Artwork by James Williamson Galloway Macdonald,  Prehistoric World

Jock Macdonald
Prehistoric World

watercolour
signed and dated 1945 lower right
7 x 10 ins ( 17.8 x 25.4 cms ) ( sheet )

Auction Estimate: $6,000.00$4,000.00 - $6,000.00

Price Realized $10,200.00
Sale date: December 3rd 2020

Provenance:
Estate of Grace and John Davenall Turner, Calgary
By descent to the present Private Collection, Alberta
Exhibited:
“Jock Macdonald: The Inner Landscape / A Retrospective Exhibition”, Art Gallery of Ontario, Toronto, travelling to the Art Gallery of Windsor, The Edmonton Art Gallery, The Winnipeg Art Gallery, and The Vancouver Art Gallery, 1981 - 1982, no. 36
“Art School: Banff 1947”, Art Gallery of Alberta, Edmonton, March 10 - June 3, 2012
Literature:
Joyce Zemans, “Jock Macdonald: The Inner Landscape / A Retrospective Exhibition”, The Art Gallery of Ontario, Toronto, 1981, page 122 reproduced
In “Prehistoric World”, one of the earliest of the artist’s fully developed “automatic” paintings, Macdonald follows Pailthorpe’s edict by taking the brush and laying on paint. Only when this initial phase was complete did the artist embellish the painting with a whimsical flourish. A strange hybrid form emerges from the painted surface.

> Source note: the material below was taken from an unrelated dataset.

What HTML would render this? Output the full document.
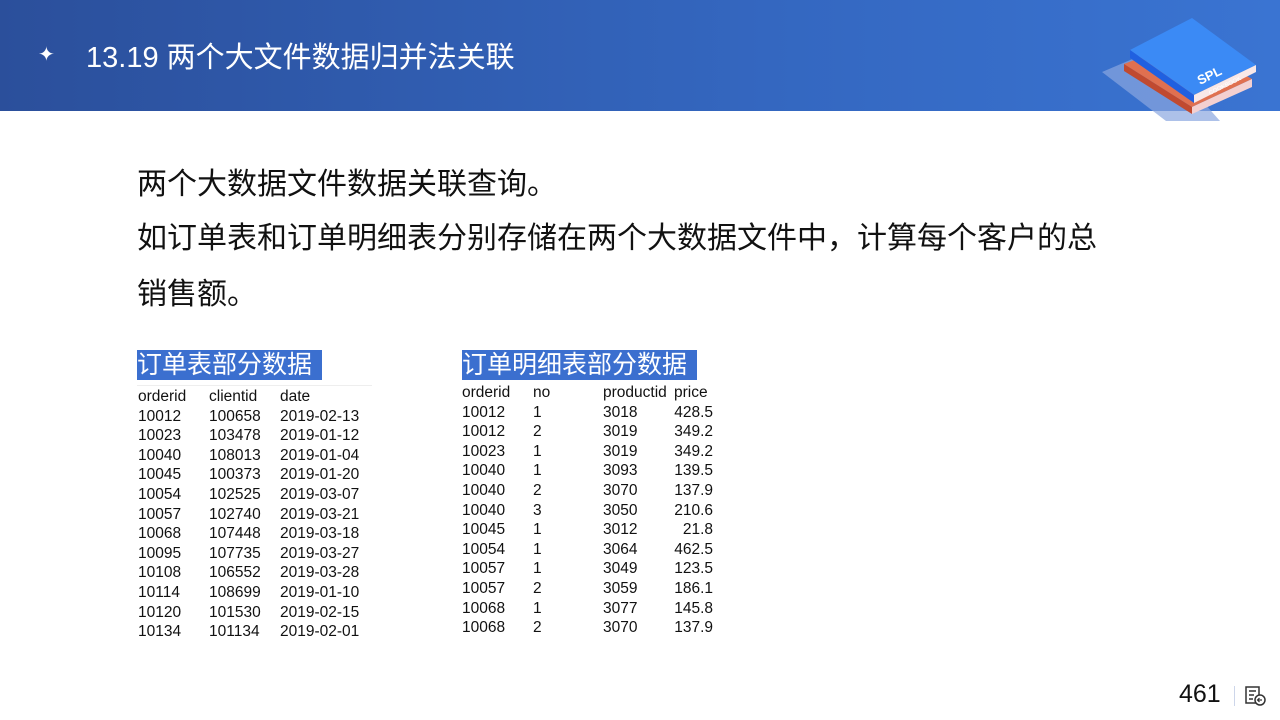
<!DOCTYPE html><html><head><meta charset="utf-8"><style>
body{margin:0;width:1280px;height:720px;position:relative;background:#fff;font-family:"Liberation Sans","Noto Sans CJK SC",sans-serif;overflow:hidden}
.hd{position:absolute;left:0;top:0;width:1280px;height:111px;background:linear-gradient(90deg,#2b4f9b,#3467c0 60%,#3a74d2)}
.t{position:absolute;left:86px;top:34px;color:#fff;font-size:29px;white-space:nowrap}
.star{position:absolute;left:38px;top:42px;color:#fff;font-size:20px}
.p{position:absolute;left:137px;font-size:30px;color:#111;white-space:nowrap}
.lab{position:absolute;background:#3b6fcf;color:#fff;font-size:25px;height:30px;line-height:30px;padding-right:10px}
.tb{position:absolute;font-size:15.5px;color:#111;line-height:19.6px}
.tb div{white-space:nowrap;height:19.6px;position:relative}
.tb span{position:absolute}
</style></head><body>
<div class="hd"></div>
<div class="star">✦</div>
<div class="t">13.19 两个大文件数据归并法关联</div>
<svg style="position:absolute;left:1100px;top:15px" width="160" height="110" viewBox="0 0 160 110">
<polygon points="2,57 56,34 120,106 66,106" fill="#8aa6e0" opacity=".7"/>
<polygon points="24,49 84,26 152,64 92,92" fill="#e07050"/>
<polygon points="24,49 24,56 92,99 92,92" fill="#c04a30"/>
<polygon points="92,92 152,64 152,72 92,99" fill="#f4d0d0"/>
<polygon points="30,35 92,3 156,50 94,80" fill="#3b8af5"/>
<polygon points="30,35 30,43 94,88 94,80" fill="#2060e0"/>
<polygon points="94,80 156,50 156,57 94,88" fill="#f8e8e8"/>
<text x="100" y="70" fill="#fff" font-size="13" font-weight="bold" transform="rotate(-26 100 70)" font-family="Liberation Sans">SPL</text>
<text x="110" y="80" fill="#fff" font-size="6" transform="rotate(-26 110 80)" font-family="Liberation Sans">COOKBOOK</text>
</svg>
<div class="p" style="top:159px">两个大数据文件数据关联查询。</div>
<div class="p" style="top:213px">如订单表和订单明细表分别存储在两个大数据文件中，计算每个客户的总</div>
<div class="p" style="top:269px">销售额。</div>
<div class="lab" style="left:137px;top:350px">订单表部分数据</div>
<div class="lab" style="left:462px;top:350px">订单明细表部分数据</div>
<div style="position:absolute;left:137px;top:385px;width:235px;border-top:1px solid #eee"></div>
<div class="tb" style="left:138px;top:387px;width:240px">
<div><span style="left:0">orderid</span><span style="left:71px">clientid</span><span style="left:142px">date</span></div>
<div><span>10012</span><span style="left:71px">100658</span><span style="left:142px">2019-02-13</span></div>
<div><span>10023</span><span style="left:71px">103478</span><span style="left:142px">2019-01-12</span></div>
<div><span>10040</span><span style="left:71px">108013</span><span style="left:142px">2019-01-04</span></div>
<div><span>10045</span><span style="left:71px">100373</span><span style="left:142px">2019-01-20</span></div>
<div><span>10054</span><span style="left:71px">102525</span><span style="left:142px">2019-03-07</span></div>
<div><span>10057</span><span style="left:71px">102740</span><span style="left:142px">2019-03-21</span></div>
<div><span>10068</span><span style="left:71px">107448</span><span style="left:142px">2019-03-18</span></div>
<div><span>10095</span><span style="left:71px">107735</span><span style="left:142px">2019-03-27</span></div>
<div><span>10108</span><span style="left:71px">106552</span><span style="left:142px">2019-03-28</span></div>
<div><span>10114</span><span style="left:71px">108699</span><span style="left:142px">2019-01-10</span></div>
<div><span>10120</span><span style="left:71px">101530</span><span style="left:142px">2019-02-15</span></div>
<div><span>10134</span><span style="left:71px">101134</span><span style="left:142px">2019-02-01</span></div>
</div>
<div class="tb" style="left:462px;top:383px;width:260px">
<div><span>orderid</span><span style="left:71px">no</span><span style="left:141px">productid</span><span style="left:212px">price</span></div>
<div><span>10012</span><span style="left:71px">1</span><span style="left:141px">3018</span><span style="right:9px">428.5</span></div>
<div><span>10012</span><span style="left:71px">2</span><span style="left:141px">3019</span><span style="right:9px">349.2</span></div>
<div><span>10023</span><span style="left:71px">1</span><span style="left:141px">3019</span><span style="right:9px">349.2</span></div>
<div><span>10040</span><span style="left:71px">1</span><span style="left:141px">3093</span><span style="right:9px">139.5</span></div>
<div><span>10040</span><span style="left:71px">2</span><span style="left:141px">3070</span><span style="right:9px">137.9</span></div>
<div><span>10040</span><span style="left:71px">3</span><span style="left:141px">3050</span><span style="right:9px">210.6</span></div>
<div><span>10045</span><span style="left:71px">1</span><span style="left:141px">3012</span><span style="right:9px">21.8</span></div>
<div><span>10054</span><span style="left:71px">1</span><span style="left:141px">3064</span><span style="right:9px">462.5</span></div>
<div><span>10057</span><span style="left:71px">1</span><span style="left:141px">3049</span><span style="right:9px">123.5</span></div>
<div><span>10057</span><span style="left:71px">2</span><span style="left:141px">3059</span><span style="right:9px">186.1</span></div>
<div><span>10068</span><span style="left:71px">1</span><span style="left:141px">3077</span><span style="right:9px">145.8</span></div>
<div><span>10068</span><span style="left:71px">2</span><span style="left:141px">3070</span><span style="right:9px">137.9</span></div>
</div>
<div style="position:absolute;left:1179px;top:680px;font-size:25px;color:#111">461</div>
<div style="position:absolute;left:1234px;top:686px;width:1px;height:20px;background:#cdd6ea"></div>
<svg style="position:absolute;left:1245px;top:686px" width="22" height="20" viewBox="0 0 22 20"><rect x="1" y="1" width="13" height="16" fill="none" stroke="#333" stroke-width="1.5"/><path d="M4 5h7M4 9h5M4 13h4" stroke="#333" stroke-width="1.5"/><circle cx="15" cy="14" r="5" fill="#fff" stroke="#333" stroke-width="1.5"/><path d="M17 14h-4M14.5 12l-2 2 2 2" stroke="#333" stroke-width="1.2" fill="none"/></svg>
</body></html>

To elaborate this form, Macdonald added the antennae-like details. The compositional format of this painting is of special interest, for it was one that Macdonald was to employ frequently in future years. In order to fill out the rectangle, he encircled the central image with an irregular closed shape, which frames it against the white ground. That mandala shaped device, often abutting the edge of the picture frame, is in turn enclosed in a border of colours, which echo those of the central character. It seems apparent that Macdonald worked his composition from the centre to the periphery, not only filling out the rectangle with the framing device but also establishing a sense of motion through a system of expansive lines and the extension of shapes. This elaborate triple framing enhances what is, in reality, a very small painting - a private world inhabited by fantastic creatures, through overlapping wet washes, colour transitions, exquisite richness.

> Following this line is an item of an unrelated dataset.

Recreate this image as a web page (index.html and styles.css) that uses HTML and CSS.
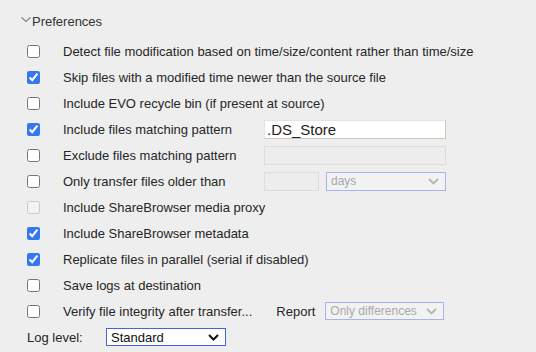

Lots 48 and 49 were collected by Grace and John Davenall Turner, founders, in 1945, of the Canadian Art Galleries, strong promoters of the work of contemporary Western Canadian artists and Macdonald’s dealer when he moved to Calgary. They have remained in the family’s collection.

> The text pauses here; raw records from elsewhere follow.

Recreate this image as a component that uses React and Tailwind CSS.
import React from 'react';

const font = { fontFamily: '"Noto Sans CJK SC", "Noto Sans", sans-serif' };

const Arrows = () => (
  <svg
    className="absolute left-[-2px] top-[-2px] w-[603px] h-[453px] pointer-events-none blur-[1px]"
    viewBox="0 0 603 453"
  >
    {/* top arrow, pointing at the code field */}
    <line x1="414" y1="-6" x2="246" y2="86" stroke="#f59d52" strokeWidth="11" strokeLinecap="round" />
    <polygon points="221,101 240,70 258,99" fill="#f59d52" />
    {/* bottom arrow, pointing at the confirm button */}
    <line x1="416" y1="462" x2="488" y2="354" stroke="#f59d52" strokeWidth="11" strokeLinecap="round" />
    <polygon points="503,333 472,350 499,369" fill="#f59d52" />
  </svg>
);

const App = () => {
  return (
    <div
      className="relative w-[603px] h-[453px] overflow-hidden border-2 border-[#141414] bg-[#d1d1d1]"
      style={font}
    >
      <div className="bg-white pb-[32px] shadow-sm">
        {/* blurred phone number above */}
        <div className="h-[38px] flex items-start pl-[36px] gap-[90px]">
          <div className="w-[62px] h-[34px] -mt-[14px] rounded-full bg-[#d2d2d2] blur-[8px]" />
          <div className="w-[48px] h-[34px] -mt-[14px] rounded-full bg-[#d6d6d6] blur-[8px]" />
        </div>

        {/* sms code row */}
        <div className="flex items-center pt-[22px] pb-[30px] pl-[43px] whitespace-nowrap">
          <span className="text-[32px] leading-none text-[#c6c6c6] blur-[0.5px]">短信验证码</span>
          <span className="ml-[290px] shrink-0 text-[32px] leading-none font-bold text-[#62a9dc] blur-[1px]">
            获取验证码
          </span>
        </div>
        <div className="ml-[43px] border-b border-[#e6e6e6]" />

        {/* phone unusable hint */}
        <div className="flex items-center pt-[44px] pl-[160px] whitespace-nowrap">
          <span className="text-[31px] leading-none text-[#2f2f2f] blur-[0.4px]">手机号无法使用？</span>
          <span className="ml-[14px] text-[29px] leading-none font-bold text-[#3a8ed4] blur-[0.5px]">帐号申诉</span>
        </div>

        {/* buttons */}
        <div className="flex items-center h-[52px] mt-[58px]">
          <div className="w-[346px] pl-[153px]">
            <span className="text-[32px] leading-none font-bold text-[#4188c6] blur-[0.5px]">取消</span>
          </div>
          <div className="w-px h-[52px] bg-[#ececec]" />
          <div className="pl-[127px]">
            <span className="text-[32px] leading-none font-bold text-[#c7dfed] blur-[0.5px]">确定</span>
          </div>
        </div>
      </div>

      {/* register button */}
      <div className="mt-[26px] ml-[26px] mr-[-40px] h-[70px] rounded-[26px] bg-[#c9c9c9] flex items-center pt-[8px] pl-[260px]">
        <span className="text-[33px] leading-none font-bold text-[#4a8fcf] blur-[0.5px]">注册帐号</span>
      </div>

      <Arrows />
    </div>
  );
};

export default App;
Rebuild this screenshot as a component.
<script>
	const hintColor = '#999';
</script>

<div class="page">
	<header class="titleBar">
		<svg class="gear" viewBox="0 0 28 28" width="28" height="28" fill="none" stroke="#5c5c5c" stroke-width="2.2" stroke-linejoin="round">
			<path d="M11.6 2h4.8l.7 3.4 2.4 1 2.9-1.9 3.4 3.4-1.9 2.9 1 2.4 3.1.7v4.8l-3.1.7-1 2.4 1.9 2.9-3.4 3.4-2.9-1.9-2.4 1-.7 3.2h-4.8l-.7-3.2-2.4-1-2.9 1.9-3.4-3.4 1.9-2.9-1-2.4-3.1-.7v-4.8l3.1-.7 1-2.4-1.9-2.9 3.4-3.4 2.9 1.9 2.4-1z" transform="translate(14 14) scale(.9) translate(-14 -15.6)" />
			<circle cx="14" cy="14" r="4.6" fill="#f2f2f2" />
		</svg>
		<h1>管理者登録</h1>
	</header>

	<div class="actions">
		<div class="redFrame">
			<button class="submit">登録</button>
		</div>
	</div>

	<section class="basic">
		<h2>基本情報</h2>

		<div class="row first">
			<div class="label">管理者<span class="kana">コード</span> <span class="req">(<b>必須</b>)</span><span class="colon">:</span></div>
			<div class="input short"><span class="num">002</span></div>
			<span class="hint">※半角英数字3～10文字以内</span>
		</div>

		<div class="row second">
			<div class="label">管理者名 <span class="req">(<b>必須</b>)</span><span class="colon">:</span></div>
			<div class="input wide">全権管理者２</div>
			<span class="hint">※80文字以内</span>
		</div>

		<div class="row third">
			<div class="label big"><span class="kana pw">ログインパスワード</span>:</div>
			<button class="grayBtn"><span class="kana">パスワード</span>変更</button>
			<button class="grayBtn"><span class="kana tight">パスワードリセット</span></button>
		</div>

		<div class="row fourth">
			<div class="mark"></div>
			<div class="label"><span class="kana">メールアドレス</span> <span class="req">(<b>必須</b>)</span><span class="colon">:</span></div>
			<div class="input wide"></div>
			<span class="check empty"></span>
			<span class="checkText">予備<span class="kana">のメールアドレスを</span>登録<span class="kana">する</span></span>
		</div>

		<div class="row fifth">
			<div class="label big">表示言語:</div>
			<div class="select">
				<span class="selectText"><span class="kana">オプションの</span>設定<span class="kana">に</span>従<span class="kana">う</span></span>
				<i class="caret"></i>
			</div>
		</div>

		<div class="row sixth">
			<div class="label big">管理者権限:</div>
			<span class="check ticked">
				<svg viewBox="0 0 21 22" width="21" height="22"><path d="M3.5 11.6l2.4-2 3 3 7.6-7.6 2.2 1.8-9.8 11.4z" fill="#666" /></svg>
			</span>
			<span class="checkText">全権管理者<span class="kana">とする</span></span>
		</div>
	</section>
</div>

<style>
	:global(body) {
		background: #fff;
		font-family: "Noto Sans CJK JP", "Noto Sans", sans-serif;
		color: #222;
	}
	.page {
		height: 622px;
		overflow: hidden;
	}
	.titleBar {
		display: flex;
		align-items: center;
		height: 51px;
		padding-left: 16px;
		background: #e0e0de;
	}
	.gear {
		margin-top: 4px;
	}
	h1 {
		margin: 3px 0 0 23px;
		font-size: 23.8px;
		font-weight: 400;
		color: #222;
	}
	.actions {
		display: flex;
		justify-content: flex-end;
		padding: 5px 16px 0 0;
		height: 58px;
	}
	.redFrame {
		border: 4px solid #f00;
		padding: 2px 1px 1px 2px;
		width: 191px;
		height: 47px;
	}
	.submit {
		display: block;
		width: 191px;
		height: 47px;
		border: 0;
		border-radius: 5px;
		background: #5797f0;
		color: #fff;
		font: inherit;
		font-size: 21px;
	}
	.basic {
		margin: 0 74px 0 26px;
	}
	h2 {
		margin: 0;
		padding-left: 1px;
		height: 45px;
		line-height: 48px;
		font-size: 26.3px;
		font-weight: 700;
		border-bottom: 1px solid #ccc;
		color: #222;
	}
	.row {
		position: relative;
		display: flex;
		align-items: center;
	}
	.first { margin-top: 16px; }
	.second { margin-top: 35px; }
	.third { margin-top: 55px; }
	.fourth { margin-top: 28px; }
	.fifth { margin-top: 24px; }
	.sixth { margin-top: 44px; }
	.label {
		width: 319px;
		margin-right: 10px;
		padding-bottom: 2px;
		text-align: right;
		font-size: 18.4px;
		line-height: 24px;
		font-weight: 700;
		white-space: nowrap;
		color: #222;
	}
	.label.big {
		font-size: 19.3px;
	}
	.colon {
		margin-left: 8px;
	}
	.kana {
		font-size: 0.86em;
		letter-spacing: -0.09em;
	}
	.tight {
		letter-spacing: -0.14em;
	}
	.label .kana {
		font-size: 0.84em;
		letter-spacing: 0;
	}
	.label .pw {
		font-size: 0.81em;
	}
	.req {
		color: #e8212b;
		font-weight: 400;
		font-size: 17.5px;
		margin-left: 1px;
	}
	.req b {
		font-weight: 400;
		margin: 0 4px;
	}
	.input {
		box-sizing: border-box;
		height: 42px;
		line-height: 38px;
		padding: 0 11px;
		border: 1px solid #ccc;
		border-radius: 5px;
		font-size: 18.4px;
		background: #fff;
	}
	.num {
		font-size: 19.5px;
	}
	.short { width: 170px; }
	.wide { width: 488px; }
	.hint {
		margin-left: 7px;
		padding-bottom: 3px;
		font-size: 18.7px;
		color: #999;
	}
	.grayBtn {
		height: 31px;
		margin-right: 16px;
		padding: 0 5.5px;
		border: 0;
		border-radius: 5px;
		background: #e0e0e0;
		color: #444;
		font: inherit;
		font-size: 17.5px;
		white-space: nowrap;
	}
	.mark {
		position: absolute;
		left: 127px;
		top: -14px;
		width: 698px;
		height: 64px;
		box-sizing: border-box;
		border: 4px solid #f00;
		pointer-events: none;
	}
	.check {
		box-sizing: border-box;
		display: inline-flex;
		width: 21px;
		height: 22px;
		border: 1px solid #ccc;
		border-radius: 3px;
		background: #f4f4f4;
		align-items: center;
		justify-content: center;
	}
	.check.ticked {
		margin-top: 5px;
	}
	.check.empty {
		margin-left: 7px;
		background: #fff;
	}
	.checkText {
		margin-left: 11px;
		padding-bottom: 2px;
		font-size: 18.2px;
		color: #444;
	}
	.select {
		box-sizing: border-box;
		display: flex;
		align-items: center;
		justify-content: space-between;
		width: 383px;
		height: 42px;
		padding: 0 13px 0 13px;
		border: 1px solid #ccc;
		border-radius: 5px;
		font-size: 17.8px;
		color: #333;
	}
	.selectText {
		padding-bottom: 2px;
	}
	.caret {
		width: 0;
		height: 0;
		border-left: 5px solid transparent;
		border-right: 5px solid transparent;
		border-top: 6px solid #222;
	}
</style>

Introduction to Automatic Painting in the Work of JWG Macdonald (1897-1960)

A pioneer in abstract painting in Canada in the 1930s and, in the 1950s, a member of Painters Eleven, the group of artists who promoted and brought recognition to abstract painting in English Canada, Jock Macdonald exhibited throughout his career nationally and internationally.

Macdonald arrived in Vancouver in 1926 to take up the post of head of design at the newly established Vancouver School of Decorative and Applied Arts. A designer by profession, he had also studied painting during his studies at the Edinburgh College of Art. In Vancouver, overwhelmed by the landscape, he went camping in the mountains with Group of Seven member and head of painting at the VSDAA, Fred Varley, and fell in love with the rugged B.C. landscape. Macdonald quickly found that landscape painting, even that inspired by the expression of the Group, was not enough for him. In 1932, he became one of the key pioneers in the exploration of abstraction in Canada, creating what he called “abstract and semi-abstract creations of pure idiom ... statements of the new awakening consciousness.”

In 1938, Macdonald exhibited four of these abstract paintings at the Vancouver Art Gallery to a surprisingly positive response.

Yet by the end of the decade, Macdonald found himself stuck and searching for a new approach to abstraction. He found the answer in the work of British Surrealist artist (and psychiatrist) Grace Pailthorpe, who taking refuge from wartime Britain in North America, arrived in Vancouver in 1943. Macdonald heard her lecture at the VAG, shortly after her arrival, and realized he had found a kindred spirit. Pailthorpe’s introduction to surrealism and automatic painting would shape his art and teaching for the rest of his life. In her lecture, she described surrealist art as “purely psychic and automatic, intended to express the real process of thought ... the expression of the subconscious.”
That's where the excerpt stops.